Holdsworth points out that, “while CPS will enable subscribers to quickly and easily switch away from the incumbent, it will not provide scope to deliver meaningful innovation or value-add. Local Loop Unbundling (LLU) encourages investment in network infrastructure while acknowledging that recreating the incumbent’s local access network is not economically feasible. LLU will allow ECN to place equipment in the incumbent’s premises and effectively take over the copper wire access line between the exchange and the customer’s premises.”
Strategy and Focus
Holdsworth believes that 2009/2010 will see the beginning of the end of the toll-bypass or cellular least cost routing era and the emergence of IP based NGNs that are licensed to provide a full service Telco offering in direct competition with the incumbents. “A combination of lower interconnects and market-driven change will see obsolete least cost routing technology phased out and replaced by IP-based NGNs. “When we entered the market corporate voice was being delivered using legacy LCR technology. ECN’s vision led to the construction of its IP-based NGN. This strategy has enabled ECN to differentiate itself from its competitors and ensure that it is strongly positioned within the SA telecommunications market. “We remain committed to delivering visionary, innovative solutions that allow our customers to achieve their cost-cutting objectives and provide them with a competitive edge.
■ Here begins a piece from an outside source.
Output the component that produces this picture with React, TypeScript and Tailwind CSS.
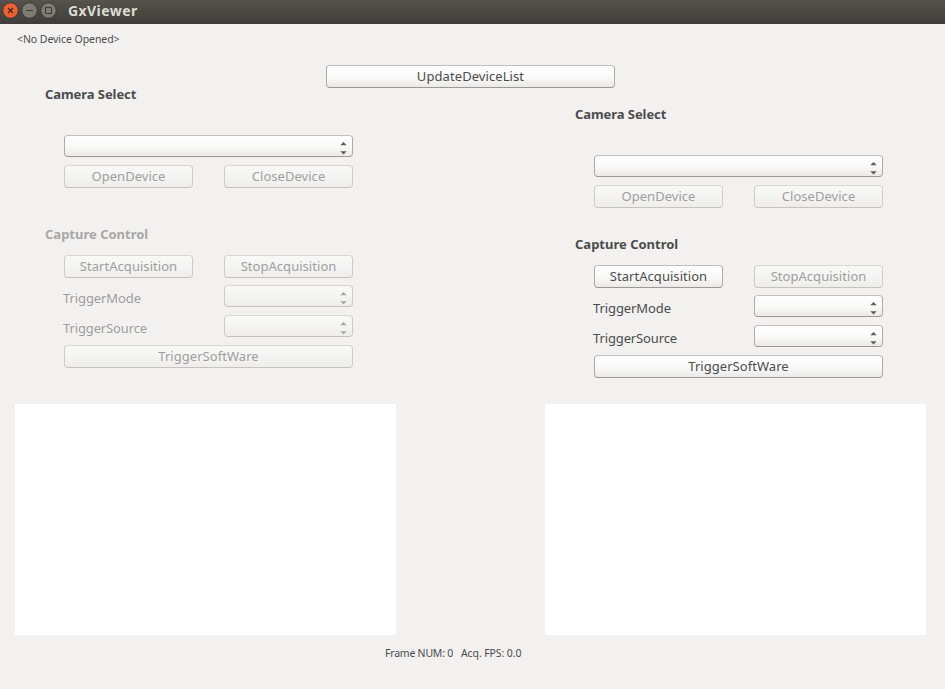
import React from 'react';

type ControlProps = { disabled?: boolean };

const enabledSkin =
  'border-[#c3c0bb] border-b-[#9b9994] border-l-[#aeaba6] border-r-[#aeaba6] bg-linear-to-b from-white via-[#fafaf9] to-[#ebeae8] text-[#4c4c4c]';
const disabledSkin =
  'border-[#dad7d3] border-b-[#c6c3bf] border-l-[#cfccc8] border-r-[#cfccc8] bg-linear-to-b from-[#f8f8f7] via-[#f4f4f3] to-[#eeedeb] text-[#a09e9c]';

function Button({
  label,
  size,
  tracking = 'tracking-[0.04px]',
  disabled = false,
}: ControlProps & { label: string; size: string; tracking?: string }) {
  return (
    <button
      disabled={disabled}
      className={`flex h-[23px] items-center justify-center rounded-[4px] border whitespace-nowrap ${size} ${disabled ? disabledSkin : enabledSkin}`}
    >
      <span className={`leading-[21px] ${tracking}`}>{label}</span>
    </button>
  );
}

function Combo({ size, disabled = false }: ControlProps & { size: string }) {
  return (
    <div
      className={`flex h-[22px] items-start justify-end rounded-[4px] border pt-[6px] pr-[5px] ${size} ${disabled ? disabledSkin : enabledSkin}`}
    >
      <svg
        className={`h-[13px] w-[7px] ${disabled ? 'fill-[#a8a6a4]' : 'fill-[#5c5c5c]'}`}
        viewBox="0 0 7 13"
      >
        <path d="M3.5 0L6.7 3.2H0.3Z" />
        <path d="M3.5 12.4L6.7 9.2H0.3Z" />
      </svg>
    </div>
  );
}

function Title({ label, tracking, disabled = false }: ControlProps & { label: string; tracking: string }) {
  return (
    <h2
      className={`h-3 font-bold leading-3 whitespace-nowrap ${tracking} ${disabled ? 'text-[#a9a7a5]' : 'text-[#4c4c4c]'}`}
    >
      {label}
    </h2>
  );
}

function SettingRow({ label, tracking, disabled = false }: ControlProps & { label: string; tracking: string }) {
  return (
    <div className="flex h-[22px] justify-between">
      <span
        className={`-ml-px pt-[3px] leading-[21px] ${tracking} ${disabled ? 'text-[#a09e9c]' : 'text-[#4c4c4c]'}`}
      >
        {label}
      </span>
      <Combo size="w-[129px]" disabled={disabled} />
    </div>
  );
}

function CameraPanel({ startEnabled, gap, offset }: { startEnabled: boolean; gap: string; offset: string }) {
  const off = !startEnabled;
  return (
    <section className="flex h-[547px] w-[381px] flex-col justify-between">
      <div className={`pl-[30px] ${offset}`}>
        <Title label="Camera Select" tracking="tracking-[-0.07px]" />
        <div className="mt-[35px] ml-[19px] flex w-[289px] flex-col gap-2">
          <Combo size="w-full" />
          <div className="flex justify-between">
            <Button label="OpenDevice" size="w-[129px]" disabled />
            <Button label="CloseDevice" size="w-[129px]" disabled />
          </div>
        </div>
        <div className={gap}>
          <Title label="Capture Control" tracking="tracking-[0px]" disabled={off} />
        </div>
        <div className="mt-[15px] ml-[19px] flex w-[289px] flex-col">
          <div className="mb-[7px] flex justify-between">
            <Button label="StartAcquisition" size="w-[129px]" disabled={off} />
            <Button label="StopAcquisition" size="w-[129px]" disabled />
          </div>
          <div className="mb-2 flex flex-col gap-2">
            <SettingRow label="TriggerMode" tracking="tracking-[-0.1px]" disabled={off} />
            <SettingRow label="TriggerSource" tracking="tracking-[-0.13px]" disabled={off} />
          </div>
          <Button label="TriggerSoftWare" size="w-full" disabled={off} />
        </div>
      </div>
      <div className="h-[231px] bg-white" />
    </section>
  );
}

export default function App() {
  return (
    <main className="flex h-[689px] w-[945px] flex-col overflow-hidden bg-[#f2f1f0] font-['Noto_Sans','Open_Sans',sans-serif] text-[13px] text-[#4c4c4c]">
      <header className="flex h-6 shrink-0 items-center bg-linear-to-b from-[#55534b] to-[#3e3d39] pb-[2px] pl-[2px]">
        <svg className="h-[18px] w-[58px]" viewBox="0 0 58 18" fill="none">
          <circle cx="8.5" cy="8.5" r="7.8" fill="#ee5f31" stroke="#3a3833" />
          <path d="M6 6L11 11M11 6L6 11" stroke="#40281e" strokeWidth="1.2" />
          <circle cx="27.5" cy="8.5" r="7.8" fill="#7d7b74" stroke="#3a3833" />
          <path d="M24 8.5H31" stroke="#3c3b37" />
          <circle cx="46.5" cy="8.5" r="7.8" fill="#7d7b74" stroke="#3a3833" />
          <path d="M43.5 5.5H49.5V11.5H43.5Z" stroke="#3c3b37" />
        </svg>
        <h1 className="ml-2 text-[14px] leading-5 font-bold tracking-[0.43px] text-[#dfdbd2]">GxViewer</h1>
      </header>
      <p className="mt-[5px] h-5 pl-[17px] text-[10.5px] leading-5 tracking-[-0.06px]">&lt;No Device Opened&gt;</p>
      <div className="mt-4 flex h-[23px] shrink-0 pl-[326px]">
        <Button label="UpdateDeviceList" size="w-[289px]" tracking="tracking-[0.08px]" />
      </div>
      <div className="flex shrink-0 gap-[149px] pl-[15px]">
        <CameraPanel startEnabled={false} gap="mt-10" offset="" />
        <CameraPanel startEnabled gap="mt-[30px]" offset="pt-5" />
      </div>
      <footer className="mt-[8px] flex h-5 pl-[385px] text-[10.5px] leading-5 whitespace-nowrap">
        <span className="w-[76px] tracking-[-0.22px]">Frame NUM: 0</span>
        <span className="tracking-[-0.1px]">Acq. FPS: 0.0</span>
      </footer>
    </main>
  );
}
ECN continues to look beyond today’s requirements to the next generation of advanced telecommunication service that will best serve the needs of its customers.
Risks Going Forward
“ECN’s major risk is continued delays in implementing new regulations may slow down the liberalisation process. Despite this, ECN remains optimistic that the new licensing and regulatory regime will eventually enhance competition. Continued vigilance will nonetheless be required to ensure that ICASA delivers on its mandate and the incumbents do not foreclose on competition as they implement their retention strategies,” he concludes.